- Founded: 1974
- Founder: Floyd Soileau
- Genre: Zydeco; blues; New Orleans R&B;
- Country of origin: U.S.
- Location: Ville Platte, Louisiana
- Official website: www.flattownmusic.com

= Maison de Soul =

American zydeco record label

Maison de Soul is a Louisiana-based zydeco and blues record label. It was founded in 1974 in Ville Platte, Louisiana by Floyd Soileau and remains under his ownership. It is one of four record labels under Soileau's Flat Town Music Company umbrella, and combined the Flat Town labels make up "the largest body of Cajun, zydeco, and swamp music in the world". Living Blues magazine has called Maison de Soul "the country's foremost zydeco label".

==Founding==

By 1974, Floyd Soileau had already established two other record labels, Jin Records and Swallow Records. Maison de Soul was founded in 1974 after a conversation between Soileau and zydeco star Clifton Chenier. Chenier had just finished recording a 1950s style album, when he shook his finger at Soileau and said "You know, Floyd Soileau, zydeco is where it's at. It's coming on strong, and you better get with it." Soileau took Chenier's advice and founded Maison de Soul, which was the first record label dedicated to producing zydeco music. Some of the early 45 RPM single releases featured New Orleans rhythm and blues artists such as Professor Longhair, Dr. John, and Johnny Adams, but after the label began producing LPs and CDs, the artist roster was comprised almost exclusively of zydeco musicians.

As a small, independent record label, Maison de Soul shares some of the same problems as other similar labels: getting the product to distributors and on the shelves of record stores, as well as getting their acts known. As a form of ethnic music, many potential buyers of zydeco aren't always familiar with the artists or their musical styles, so Maison de Soul has had success with issuing compilation albums by various artists, the best-selling one titled Zydeco Festival (1988).

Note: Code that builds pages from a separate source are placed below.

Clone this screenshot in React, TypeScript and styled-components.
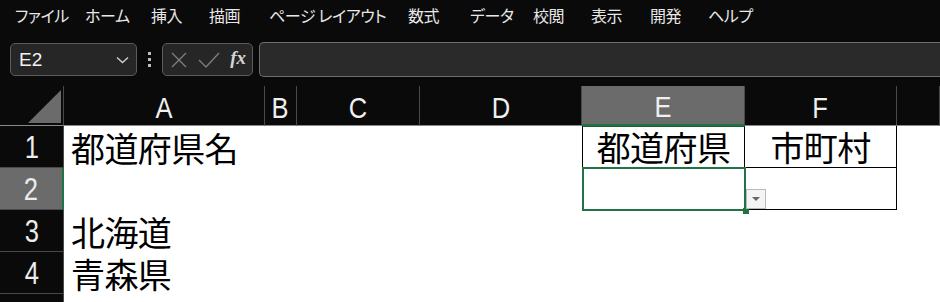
import React from "react";
import styled, { createGlobalStyle } from "styled-components";

const GlobalStyle = createGlobalStyle`
  html, body {
    margin: 0;
    padding: 0;
    background: #0a0a0a;
    overflow: hidden;
  }
  body {
    font-family: "Noto Sans CJK JP", "Noto Sans", sans-serif;
  }
`;

const Page = styled.div`
  width: 940px;
  height: 302px;
  background: #0a0a0a;
  overflow: hidden;
`;

const MenuBar = styled.div`
  display: flex;
  height: 30px;
  align-items: center;
  padding-left: 15px;
  font-feature-settings: "palt";
`;

const MenuItem = styled.div<{ $w: number }>`
  width: ${(p) => p.$w}px;
  flex: none;
  font-size: 16px;
  letter-spacing: -0.4px;
  color: #e8e8e8;
  line-height: 30px;
  white-space: nowrap;
`;

const FormulaRow = styled.div`
  display: flex;
  align-items: center;
  height: 35px;
  margin-top: 12px;
  padding-left: 10px;
`;

const Box = styled.div`
  height: 33px;
  box-sizing: border-box;
  border: 1px solid #5c5c5c;
  border-radius: 5px;
  background: #262626;
  display: flex;
  align-items: center;
`;

const NameBox = styled(Box)`
  width: 127px;
  padding: 0 7px 0 8px;
  justify-content: space-between;
  color: #f2f2f2;
  font-family: "Liberation Sans", Arial, sans-serif;
  font-size: 19px;
`;

const Dots = styled.div`
  width: 25px;
  display: flex;
  flex-direction: column;
  align-items: center;
  gap: 3px;
  span {
    width: 3px;
    height: 3px;
    background: #bdbdbd;
  }
`;

const ButtonsBox = styled(Box)`
  width: 91px;
  padding: 0 6px 0 8px;
  justify-content: space-between;
`;

const FxText = styled.span`
  font-family: "Liberation Serif", "DejaVu Serif", serif;
  font-style: italic;
  font-weight: bold;
  font-size: 19px;
  color: #d4d4d4;
  margin-top: -3px;
`;

const FormulaInput = styled.div`
  flex: 1;
  margin-left: 6px;
  margin-right: -10px;
  height: 35px;
  box-sizing: border-box;
  border-top: 1px solid #6e6e6e;
  border-bottom: 1px solid #6e6e6e;
  border-left: 1px solid #6e6e6e;
  border-radius: 5px 0 0 5px;
  background: #2a2a2a;
`;

const Sheet = styled.div`
  margin-top: 9px;
  display: grid;
  grid-template-columns: 64px 201px 32px 123px 162px 163px 152px 1fr;
  grid-template-rows: 40px repeat(5, 42px);
`;

const Corner = styled.div`
  position: relative;
  border-right: 1px solid #4a4a4a;
  border-bottom: 1px solid #8a8a8a;
  box-sizing: border-box;
  svg {
    position: absolute;
    left: 28px;
    top: 4px;
  }
`;

const ColHead = styled.div<{ $active?: boolean }>`
  box-sizing: border-box;
  display: flex;
  align-items: center;
  justify-content: center;
  background: ${(p) => (p.$active ? "#6b6b6b" : "#0a0a0a")};
  border-right: 1px solid #4a4a4a;
  border-bottom: ${(p) => (p.$active ? "2px solid #217346" : "1px solid #8a8a8a")};
  color: #f0f0f0;
  font-family: "Liberation Sans", Arial, sans-serif;
  font-size: 30px;
  padding-top: 4px;
  span {
    display: inline-block;
    transform: scaleX(0.85);
  }
`;

const RowHead = styled.div<{ $active?: boolean }>`
  box-sizing: border-box;
  display: flex;
  align-items: center;
  justify-content: center;
  background: ${(p) => (p.$active ? "#6b6b6b" : "#0a0a0a")};
  border-right: ${(p) => (p.$active ? "2px solid #217346" : "1px solid #4a4a4a")};
  border-bottom: 1px solid #4a4a4a;
  color: #ececec;
  font-family: "Liberation Sans", Arial, sans-serif;
  font-size: 32px;
  padding-top: 2px;
  span {
    display: inline-block;
    transform: scaleX(0.8);
  }
`;

const Cell = styled.div<{ $center?: boolean }>`
  box-sizing: border-box;
  background: #ffffff;
  color: #000;
  font-size: 34px;
  letter-spacing: -0.6px;
  line-height: 1;
  display: flex;
  align-items: flex-end;
  justify-content: ${(p) => (p.$center ? "center" : "flex-start")};
  padding: 0 0 3px ${(p) => (p.$center ? "0" : "7px")};
  white-space: nowrap;
  overflow: visible;
  position: relative;
`;

const TextCell = styled(Cell)`
  z-index: 1;
`;

const BorderCell = styled(Cell)<{ $top?: boolean; $noLeft?: boolean }>`
  border-left: ${(p) => (p.$noLeft ? "none" : "1px solid #000")};
  border-right: 1px solid #000;
  border-bottom: 1px solid #000;
  border-top: ${(p) => (p.$top ? "1px solid #1d5e3a" : "none")};
`;

const SelectedCell = styled(Cell)`
  border: 2px solid #217346;
  margin: -1px -1px -1px 0;
  z-index: 2;
`;

const Handle = styled.div`
  position: absolute;
  right: -5px;
  bottom: -5px;
  width: 6px;
  height: 6px;
  background: #217346;
`;

const DropButton = styled.div`
  position: absolute;
  right: -22px;
  bottom: 0px;
  width: 20px;
  height: 20px;
  box-sizing: border-box;
  background: #f4f4f4;
  border: 1px solid #b9b9b9;
  display: flex;
  align-items: center;
  justify-content: center;
  &::after {
    content: "";
    border-left: 4px solid transparent;
    border-right: 4px solid transparent;
    border-top: 4px solid #666;
  }
`;

const menus: [string, number][] = [
  ["ファイル", 70],
  ["ホーム", 66],
  ["挿入", 58],
  ["描画", 60],
  ["ページ レイアウト", 139],
  ["数式", 62],
  ["データ", 63],
  ["校閲", 58],
  ["表示", 59],
  ["開発", 58],
  ["ヘルプ", 60],
];

const cols = ["A", "B", "C", "D", "E", "F", ""];

const Blank = () => <Cell />;

export default function App() {
  return (
    <Page>
      <GlobalStyle />
      <MenuBar>
        {menus.map(([m, w]) => (
          <MenuItem key={m} $w={w}>
            {m}
          </MenuItem>
        ))}
      </MenuBar>

      <FormulaRow>
        <NameBox>
          <span>E2</span>
          <svg width="13" height="8" viewBox="0 0 13 8">
            <path d="M1 1.5 L6.5 6.5 L12 1.5" fill="none" stroke="#cfcfcf" strokeWidth="1.4" />
          </svg>
        </NameBox>
        <Dots>
          <span />
          <span />
          <span />
        </Dots>
        <ButtonsBox>
          <svg width="16" height="16" viewBox="0 0 16 16">
            <path d="M1 1 L15 15 M15 1 L1 15" stroke="#7d7d7d" strokeWidth="1.4" />
          </svg>
          <svg width="22" height="16" viewBox="0 0 22 16">
            <path d="M1 8 L8 15 L21 1" fill="none" stroke="#7d7d7d" strokeWidth="1.4" />
          </svg>
          <FxText>fx</FxText>
        </ButtonsBox>
        <FormulaInput />
      </FormulaRow>

      <Sheet>
        <Corner>
          <svg width="34" height="34" viewBox="0 0 34 34">
            <polygon points="33,0 33,33 0,33" fill="#6b6b6b" />
          </svg>
        </Corner>
        {cols.map((c, i) => (
          <ColHead key={i} $active={c === "E"}>
            <span>{c}</span>
          </ColHead>
        ))}

        <RowHead>
          <span>1</span>
        </RowHead>
        <TextCell>都道府県名</TextCell>
        <Blank />
        <Blank />
        <Blank />
        <BorderCell $center $top>
          都道府県
        </BorderCell>
        <BorderCell $center $noLeft>
          市町村
        </BorderCell>
        <Blank />

        <RowHead $active>
          <span>2</span>
        </RowHead>
        <Blank />
        <Blank />
        <Blank />
        <Blank />
        <SelectedCell>
          <Handle />
          <DropButton />
        </SelectedCell>
        <BorderCell $noLeft />
        <Blank />

        <RowHead>
          <span>3</span>
        </RowHead>
        <TextCell>北海道</TextCell>
        <Blank />
        <Blank />
        <Blank />
        <Blank />
        <Blank />
        <Blank />

        <RowHead>
          <span>4</span>
        </RowHead>
        <TextCell>青森県</TextCell>
        <Blank />
        <Blank />
        <Blank />
        <Blank />
        <Blank />
        <Blank />

        <RowHead />
        <Blank />
        <Blank />
        <Blank />
        <Blank />
        <Blank />
        <Blank />
        <Blank />
      </Sheet>
    </Page>
  );
}
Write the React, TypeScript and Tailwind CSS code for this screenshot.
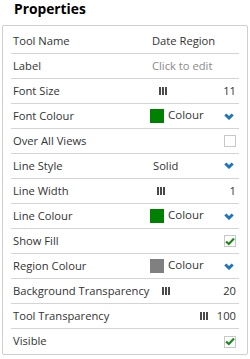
const Slider = ({ className = "" }: { className?: string }) => (
  <span className={`flex h-[8px] gap-[1px] ${className}`}>
    <span className="w-[2px] bg-[#4a4a4a]" />
    <span className="w-[2px] bg-[#4a4a4a]" />
    <span className="w-[2px] bg-[#4a4a4a]" />
  </span>
);

const Chevron = () => (
  <svg width="10" height="7" viewBox="0 0 10 7" className="ml-auto mr-[2px]">
    <polyline points="1.3,1.5 5,5 8.7,1.5" fill="none" stroke="#1c74bd" strokeWidth="3" />
  </svg>
);

const Check = ({ checked }: { checked?: boolean }) => (
  <span className="ml-auto flex h-[12px] w-[12px] items-center justify-center border border-[#c8c8c8] bg-white">
    {checked && (
      <svg width="10" height="9" viewBox="0 0 10 9">
        <polyline points="1,4.5 3.8,7 9,1.5" fill="none" stroke="#1d8a1d" strokeWidth="2.2" />
      </svg>
    )}
  </span>
);

const Swatch = ({ color }: { color: string }) => (
  <>
    <span className={`h-[14px] w-[14px] ${color}`} />
    <span className="ml-[4px] -mt-[2px] text-[11.5px]">Colour</span>
    <Chevron />
  </>
);

const rows: { label: string; value: React.ReactNode }[] = [
  { label: "Tool Name", value: <span className="pl-[2px]">Date Region</span> },
  { label: "Label", value: <span className="pl-[2px] text-[#8a8a8a]">Click to edit</span> },
  { label: "Font Size", value: (<><Slider className="ml-[9px]" /><span className="ml-auto">11</span></>) },
  { label: "Font Colour", value: <Swatch color="bg-[#008000]" /> },
  { label: "Over All Views", value: <Check /> },
  { label: "Line Style", value: (<><span className="pl-[3px]">Solid</span><Chevron /></>) },
  { label: "Line Width", value: (<><Slider className="ml-[7px]" /><span className="ml-auto">1</span></>) },
  { label: "Line Colour", value: <Swatch color="bg-[#008000]" /> },
  { label: "Show Fill", value: <Check checked /> },
  { label: "Region Colour", value: <Swatch color="bg-[#808080]" /> },
  { label: "Background Transparency", value: (<><Slider className="ml-[12px]" /><span className="ml-auto">20</span></>) },
  { label: "Tool Transparency", value: (<><Slider className="ml-auto mr-[9px]" /><span>100</span></>) },
  { label: "Visible", value: <Check checked /> },
];

export default function App() {
  return (
    <div className="h-[359px] w-[250px] bg-white font-['Open_Sans',sans-serif] text-[11.2px] text-[#333]">
      <h2 className="pl-[14px] text-[13.8px] font-bold leading-[18px] text-black">Properties</h2>
      <div className="mx-[2px] mt-[7px] rounded-[2px] border border-[#cfcfcf] px-[8px] pt-[3px]">
        {rows.map((r, i) => (
          <div
            key={r.label}
            className={`flex h-[25px] items-center pl-[2px] pr-[3px] ${i < rows.length - 1 ? "border-b border-[#d4d4d4]" : ""}`}
          >
            <span className="w-[137px] shrink-0 whitespace-nowrap">{r.label}</span>
            <div className="flex flex-1 items-center">{r.value}</div>
          </div>
        ))}
      </div>
    </div>
  );
}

Some of these compilation albums have included a few Cajun musicians, although they are primarily focused on zydeco.

Soileau said that zydeco music sales in general and for Maison de Soul in particular were enhanced by the popularity of the 1987 film The Big Easy, which was set in and shot on location in New Orleans. The film's soundtrack was released on Island Records and featured several zydeco and Cajun music artists, as well as New Orleans R&B and gospel groups.

In addition to the market in Louisiana, Maison de Soul has exported its zydeco sound to the US East Coast and California, as well as Australia, Canada, and Europe. Soileau says sales are enhanced in areas where alternative radio stations have Louisiana "gumbo" type of programming.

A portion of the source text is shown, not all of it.